**GIVEN INSTRUCTION**
Identify every line containing the word "this" and reproduce each one.

**RECORDS PROVIDED**
════════════════════
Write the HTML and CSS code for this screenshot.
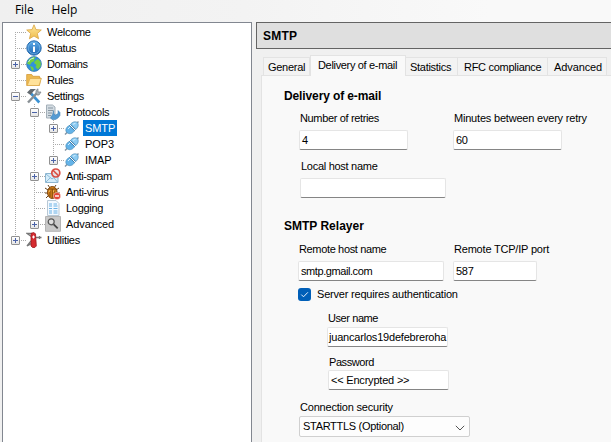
════════════════════
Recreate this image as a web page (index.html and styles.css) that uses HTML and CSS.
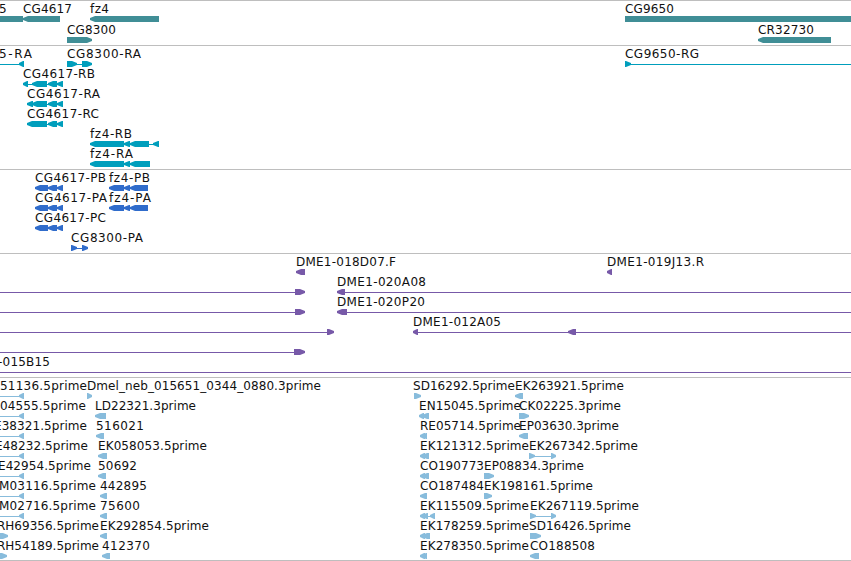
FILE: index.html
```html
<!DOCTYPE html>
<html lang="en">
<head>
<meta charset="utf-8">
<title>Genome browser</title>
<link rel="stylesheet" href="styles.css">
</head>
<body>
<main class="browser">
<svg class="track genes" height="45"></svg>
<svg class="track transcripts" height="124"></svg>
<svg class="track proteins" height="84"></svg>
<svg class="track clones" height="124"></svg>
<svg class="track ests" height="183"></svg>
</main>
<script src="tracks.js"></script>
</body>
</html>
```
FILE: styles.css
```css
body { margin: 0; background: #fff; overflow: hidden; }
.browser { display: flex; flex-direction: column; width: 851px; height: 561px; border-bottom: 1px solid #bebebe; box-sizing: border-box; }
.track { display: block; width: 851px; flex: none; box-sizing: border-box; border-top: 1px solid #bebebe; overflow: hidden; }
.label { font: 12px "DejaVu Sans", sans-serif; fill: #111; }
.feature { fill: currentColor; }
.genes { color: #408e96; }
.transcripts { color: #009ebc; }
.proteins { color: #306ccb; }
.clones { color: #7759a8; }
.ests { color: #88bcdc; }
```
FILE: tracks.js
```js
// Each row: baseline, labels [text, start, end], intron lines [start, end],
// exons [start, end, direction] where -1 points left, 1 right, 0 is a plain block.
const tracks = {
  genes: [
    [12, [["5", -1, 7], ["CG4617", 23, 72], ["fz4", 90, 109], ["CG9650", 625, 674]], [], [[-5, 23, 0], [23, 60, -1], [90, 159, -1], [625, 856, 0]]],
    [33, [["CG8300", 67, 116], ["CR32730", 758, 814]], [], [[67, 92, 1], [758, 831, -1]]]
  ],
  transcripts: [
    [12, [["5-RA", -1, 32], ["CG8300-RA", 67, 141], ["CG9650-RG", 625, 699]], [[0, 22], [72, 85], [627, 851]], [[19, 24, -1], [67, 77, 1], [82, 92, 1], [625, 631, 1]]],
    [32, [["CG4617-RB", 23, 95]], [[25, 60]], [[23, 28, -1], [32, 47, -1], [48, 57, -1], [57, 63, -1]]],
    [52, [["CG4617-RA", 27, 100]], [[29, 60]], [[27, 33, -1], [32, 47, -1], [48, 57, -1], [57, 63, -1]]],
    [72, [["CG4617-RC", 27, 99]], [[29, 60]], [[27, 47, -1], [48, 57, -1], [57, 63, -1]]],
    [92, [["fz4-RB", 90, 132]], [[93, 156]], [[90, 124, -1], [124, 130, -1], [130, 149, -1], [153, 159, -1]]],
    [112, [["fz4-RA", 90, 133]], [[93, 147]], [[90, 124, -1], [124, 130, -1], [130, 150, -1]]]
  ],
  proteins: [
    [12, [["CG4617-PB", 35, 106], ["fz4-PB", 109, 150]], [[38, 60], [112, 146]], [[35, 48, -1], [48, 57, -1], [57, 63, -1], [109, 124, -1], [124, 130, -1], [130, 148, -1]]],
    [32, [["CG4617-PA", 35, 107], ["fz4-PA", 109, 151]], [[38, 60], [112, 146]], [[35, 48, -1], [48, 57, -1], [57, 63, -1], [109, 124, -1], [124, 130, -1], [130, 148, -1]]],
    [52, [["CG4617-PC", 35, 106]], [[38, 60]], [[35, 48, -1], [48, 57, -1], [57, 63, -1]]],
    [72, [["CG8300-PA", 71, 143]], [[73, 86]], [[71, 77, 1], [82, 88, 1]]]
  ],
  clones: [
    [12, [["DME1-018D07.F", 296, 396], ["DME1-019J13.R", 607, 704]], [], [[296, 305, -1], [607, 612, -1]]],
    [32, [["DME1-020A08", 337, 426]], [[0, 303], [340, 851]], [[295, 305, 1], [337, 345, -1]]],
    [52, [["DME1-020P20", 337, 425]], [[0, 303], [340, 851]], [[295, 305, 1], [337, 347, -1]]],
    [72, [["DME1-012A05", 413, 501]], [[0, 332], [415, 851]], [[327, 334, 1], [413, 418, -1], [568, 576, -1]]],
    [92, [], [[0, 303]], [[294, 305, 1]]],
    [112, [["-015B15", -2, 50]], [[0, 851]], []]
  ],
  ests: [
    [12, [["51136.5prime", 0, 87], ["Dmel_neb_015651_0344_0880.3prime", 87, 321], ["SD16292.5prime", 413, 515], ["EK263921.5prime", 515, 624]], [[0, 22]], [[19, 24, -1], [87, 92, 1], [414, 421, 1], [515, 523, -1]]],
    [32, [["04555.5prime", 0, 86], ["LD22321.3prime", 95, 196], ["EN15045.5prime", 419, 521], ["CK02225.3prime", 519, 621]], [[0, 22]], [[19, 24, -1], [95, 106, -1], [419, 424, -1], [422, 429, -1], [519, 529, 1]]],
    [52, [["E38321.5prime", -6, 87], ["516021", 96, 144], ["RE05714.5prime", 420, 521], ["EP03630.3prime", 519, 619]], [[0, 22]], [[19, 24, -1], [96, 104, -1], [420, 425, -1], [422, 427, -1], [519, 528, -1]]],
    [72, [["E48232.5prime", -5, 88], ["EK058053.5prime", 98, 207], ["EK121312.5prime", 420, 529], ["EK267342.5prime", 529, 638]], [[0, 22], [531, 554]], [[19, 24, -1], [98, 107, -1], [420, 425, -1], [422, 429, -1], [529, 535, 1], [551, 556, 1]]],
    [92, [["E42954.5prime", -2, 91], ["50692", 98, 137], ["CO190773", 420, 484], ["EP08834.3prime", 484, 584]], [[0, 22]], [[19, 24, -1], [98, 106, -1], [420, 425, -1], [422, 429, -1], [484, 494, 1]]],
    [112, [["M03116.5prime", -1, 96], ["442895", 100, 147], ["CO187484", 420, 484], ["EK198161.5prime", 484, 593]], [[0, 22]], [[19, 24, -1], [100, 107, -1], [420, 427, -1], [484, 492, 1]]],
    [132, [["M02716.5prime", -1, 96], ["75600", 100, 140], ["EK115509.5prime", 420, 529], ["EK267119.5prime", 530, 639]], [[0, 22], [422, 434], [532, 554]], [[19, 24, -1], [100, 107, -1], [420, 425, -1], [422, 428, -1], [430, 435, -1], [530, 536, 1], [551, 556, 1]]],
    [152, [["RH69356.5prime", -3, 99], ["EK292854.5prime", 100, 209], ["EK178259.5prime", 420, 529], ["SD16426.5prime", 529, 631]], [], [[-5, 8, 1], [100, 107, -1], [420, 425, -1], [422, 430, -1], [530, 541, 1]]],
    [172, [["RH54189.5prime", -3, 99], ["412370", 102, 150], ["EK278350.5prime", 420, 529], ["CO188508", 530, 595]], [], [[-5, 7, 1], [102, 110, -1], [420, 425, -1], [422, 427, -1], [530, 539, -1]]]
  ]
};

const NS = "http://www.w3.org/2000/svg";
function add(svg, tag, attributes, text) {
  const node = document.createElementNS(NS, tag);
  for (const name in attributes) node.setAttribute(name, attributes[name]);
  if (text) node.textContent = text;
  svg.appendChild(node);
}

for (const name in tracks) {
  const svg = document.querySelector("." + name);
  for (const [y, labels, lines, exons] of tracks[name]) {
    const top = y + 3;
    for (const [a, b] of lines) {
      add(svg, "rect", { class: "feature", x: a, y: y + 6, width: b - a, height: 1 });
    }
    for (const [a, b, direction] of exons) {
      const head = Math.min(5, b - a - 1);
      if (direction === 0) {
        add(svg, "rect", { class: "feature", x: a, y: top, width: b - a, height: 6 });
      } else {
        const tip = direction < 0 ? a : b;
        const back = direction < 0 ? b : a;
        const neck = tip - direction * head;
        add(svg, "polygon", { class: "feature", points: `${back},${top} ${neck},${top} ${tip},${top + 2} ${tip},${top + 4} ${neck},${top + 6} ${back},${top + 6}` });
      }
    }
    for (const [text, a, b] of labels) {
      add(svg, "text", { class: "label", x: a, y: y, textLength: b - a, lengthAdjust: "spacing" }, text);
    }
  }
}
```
════════════════════
**RESPONSE**
Write the HTML and CSS code for this screenshot.
Recreate this image as a web page (index.html and styles.css) that uses HTML and CSS.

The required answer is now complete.